I think it’s much simpler than what people would think, with all these underlying secrets that the family has. Lady Mae is a Southern woman who started this church from the ground up, from a little storefront church to what you see today. Lady Mae is a woman who wanted her family to have the absolute best. She bought all the etiquette books. She learned how you deal with a grand estate, servants. Even though it’s a big grand house, it still feels like a home. She created a home. She helped to build a church. She is a woman who does not want anything to interfere with the status quo. She doesn’t want to lose what they’ve worked so hard for. She wants to protect the idea that she’s been a good mother, a good administrator, a good overseer, a good steward, over everything. And anything that comes to defy her reality is threatening. Gigi wants to shake everything up. You know when your child is about to start some trouble. [The Greenleafs’] problems are very threatening to their existence and to Lady Mae’s truth that she set up in her mind. When a child commits suicide, you have all of these questions, these regrets: What could I have done? Could I have done better? Could I have saved her? So for Gigi to come and chip away at any sense of familial uprightness — she is attempting to shake all the rotten apples off the tree. It’s very frightening for Lady Mae that she might actually accomplish that.

Did you or any of the show’s creators and executives have any concerns about offending black megachurches through the show’s portrayal?
No, none of us did. We didn’t because we don’t approach it in a way that is accusatory of any church. We approach it as character studies of these people whose family business happens to be a megachurch. That business could be any number of businesses, but it happens to be a megachurch. We’re not pointing a finger. We’re not hating on anybody. You feel like, “Oh, my God, what is going to happen next week to these people with these human dilemmas that so many families go through.” Sexual impropriety, infidelity, betrayal, ambition, and forgiveness. Many families go through a lot of what these people are going through.
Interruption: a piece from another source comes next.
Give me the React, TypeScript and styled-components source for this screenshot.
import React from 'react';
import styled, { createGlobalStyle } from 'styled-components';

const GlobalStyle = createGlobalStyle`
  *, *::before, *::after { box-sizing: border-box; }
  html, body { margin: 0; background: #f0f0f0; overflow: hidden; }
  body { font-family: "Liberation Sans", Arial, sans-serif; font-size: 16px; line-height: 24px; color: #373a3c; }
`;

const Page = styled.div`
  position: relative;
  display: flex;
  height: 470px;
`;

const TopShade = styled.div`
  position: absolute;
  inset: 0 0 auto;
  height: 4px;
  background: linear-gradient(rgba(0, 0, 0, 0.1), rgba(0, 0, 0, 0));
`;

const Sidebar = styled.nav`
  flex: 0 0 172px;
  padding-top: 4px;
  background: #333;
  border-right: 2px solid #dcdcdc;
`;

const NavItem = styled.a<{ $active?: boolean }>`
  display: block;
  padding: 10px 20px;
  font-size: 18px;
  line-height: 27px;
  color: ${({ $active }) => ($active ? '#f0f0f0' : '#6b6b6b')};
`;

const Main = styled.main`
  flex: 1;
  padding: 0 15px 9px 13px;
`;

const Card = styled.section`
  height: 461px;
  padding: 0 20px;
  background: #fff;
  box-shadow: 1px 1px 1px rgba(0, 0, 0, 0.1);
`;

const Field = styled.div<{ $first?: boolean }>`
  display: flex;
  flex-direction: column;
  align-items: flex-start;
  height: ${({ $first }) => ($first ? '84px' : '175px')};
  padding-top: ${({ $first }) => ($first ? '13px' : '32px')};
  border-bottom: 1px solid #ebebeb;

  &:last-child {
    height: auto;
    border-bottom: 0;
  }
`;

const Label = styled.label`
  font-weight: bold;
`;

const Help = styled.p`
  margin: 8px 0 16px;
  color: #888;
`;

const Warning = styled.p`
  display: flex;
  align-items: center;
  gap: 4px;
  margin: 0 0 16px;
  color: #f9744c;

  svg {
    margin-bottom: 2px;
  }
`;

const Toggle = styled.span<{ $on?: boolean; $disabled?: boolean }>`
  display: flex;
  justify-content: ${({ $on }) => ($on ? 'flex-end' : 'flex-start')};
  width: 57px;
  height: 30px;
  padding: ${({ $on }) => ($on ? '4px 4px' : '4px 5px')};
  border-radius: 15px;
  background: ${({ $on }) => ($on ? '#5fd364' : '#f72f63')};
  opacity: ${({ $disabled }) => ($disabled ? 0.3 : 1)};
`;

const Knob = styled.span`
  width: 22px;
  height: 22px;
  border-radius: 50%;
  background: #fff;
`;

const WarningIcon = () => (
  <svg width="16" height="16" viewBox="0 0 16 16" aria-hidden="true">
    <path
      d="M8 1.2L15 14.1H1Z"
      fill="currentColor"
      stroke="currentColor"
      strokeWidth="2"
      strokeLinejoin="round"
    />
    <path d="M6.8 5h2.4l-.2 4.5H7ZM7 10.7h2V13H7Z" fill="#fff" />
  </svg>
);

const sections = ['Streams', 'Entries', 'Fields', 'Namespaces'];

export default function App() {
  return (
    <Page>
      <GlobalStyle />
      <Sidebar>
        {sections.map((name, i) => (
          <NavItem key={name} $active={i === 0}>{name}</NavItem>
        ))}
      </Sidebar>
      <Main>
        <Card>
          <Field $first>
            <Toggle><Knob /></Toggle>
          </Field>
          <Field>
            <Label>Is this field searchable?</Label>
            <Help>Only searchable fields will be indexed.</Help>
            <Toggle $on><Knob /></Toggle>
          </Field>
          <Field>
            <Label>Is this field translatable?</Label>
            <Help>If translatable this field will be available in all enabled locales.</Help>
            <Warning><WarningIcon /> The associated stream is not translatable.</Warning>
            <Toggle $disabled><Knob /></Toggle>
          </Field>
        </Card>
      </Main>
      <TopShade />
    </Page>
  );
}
We didn’t have a fear about it because we made it more personal than that. It’s not a general statement about megachurches and their leaders.
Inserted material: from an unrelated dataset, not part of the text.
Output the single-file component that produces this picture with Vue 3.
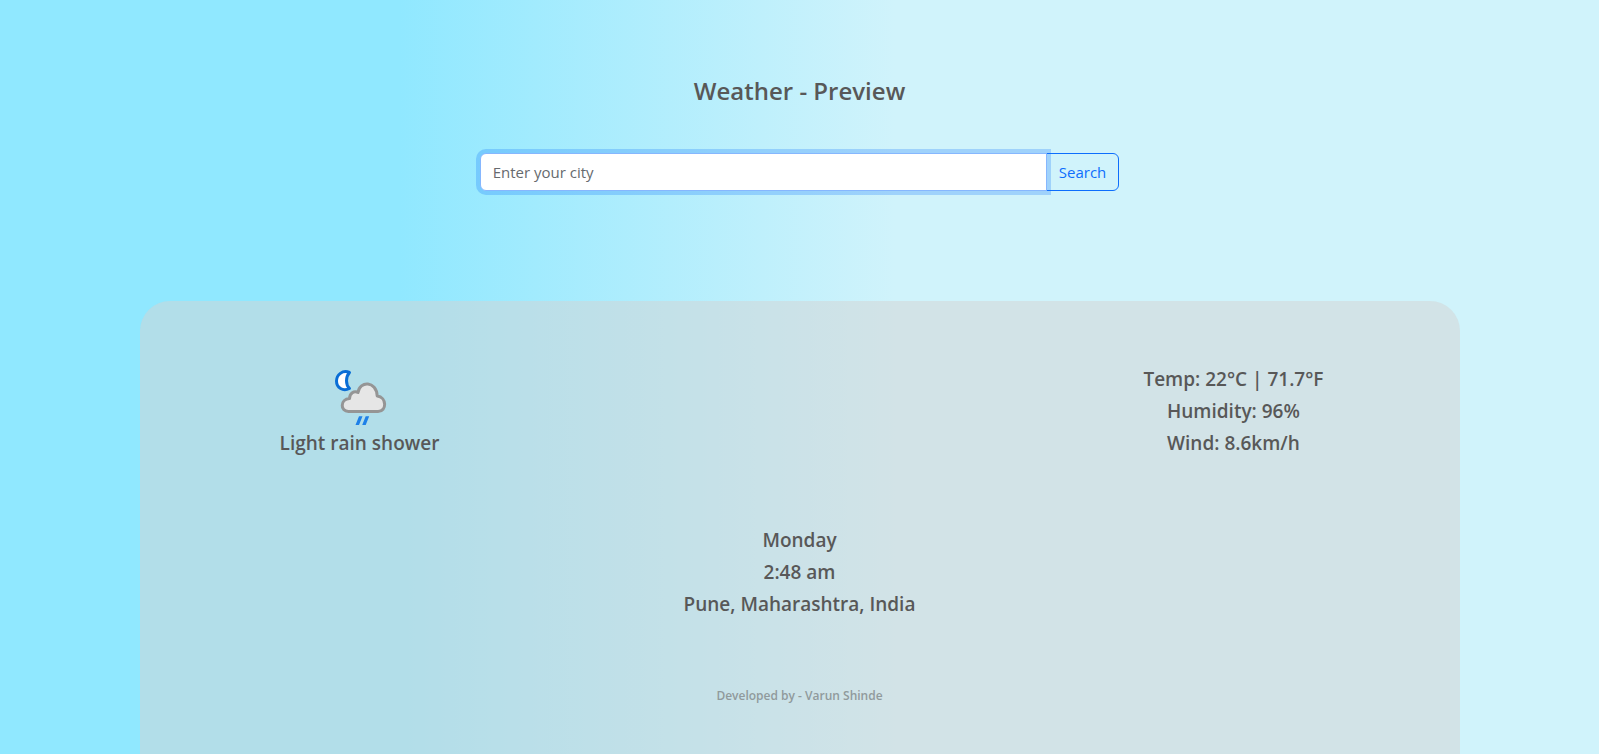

What’s next for you? Any future projects?
I just completed four really fun episodes of Mistresses, as a woman battling with alcoholism and all the ways that can manifest. I really liked that. I’d like to sell a few of my own projects so I have to get them in shape and into the marketplace as a producer. I’m so excited. I feel like it’s the beginning of my career all over again.

The last few years have shown an increase in older actors getting starring vehicles like the Netflix show Grace & Frankie or films like Last Vegas, Dirty Grandpa, RED, The Expendables. Yet older black women don’t seem to be considered for the same type of work. What kind of stories that star older black women would you like to see onscreen, big or small?
I’d like to see more science fiction, thrillers, autumn love stories, romantic comedies. More mature people come to relationships having resolved themselves of baggage or with trunks of stuff that can be interesting to see people work through. I know younger people really feel like they’ve cornered the market on [sensuality], but maybe not.

What type of role do you long to play that you haven’t yet?
I would love to do espionage like The Thomas Crown Affair, that kind of thing. And I’ve always had a fascination with madams. It’s interesting to me what that institution is like, how those women are. They have to be so hardass on one hand, and I think I would have fun with that.

This interview has been edited and condensed.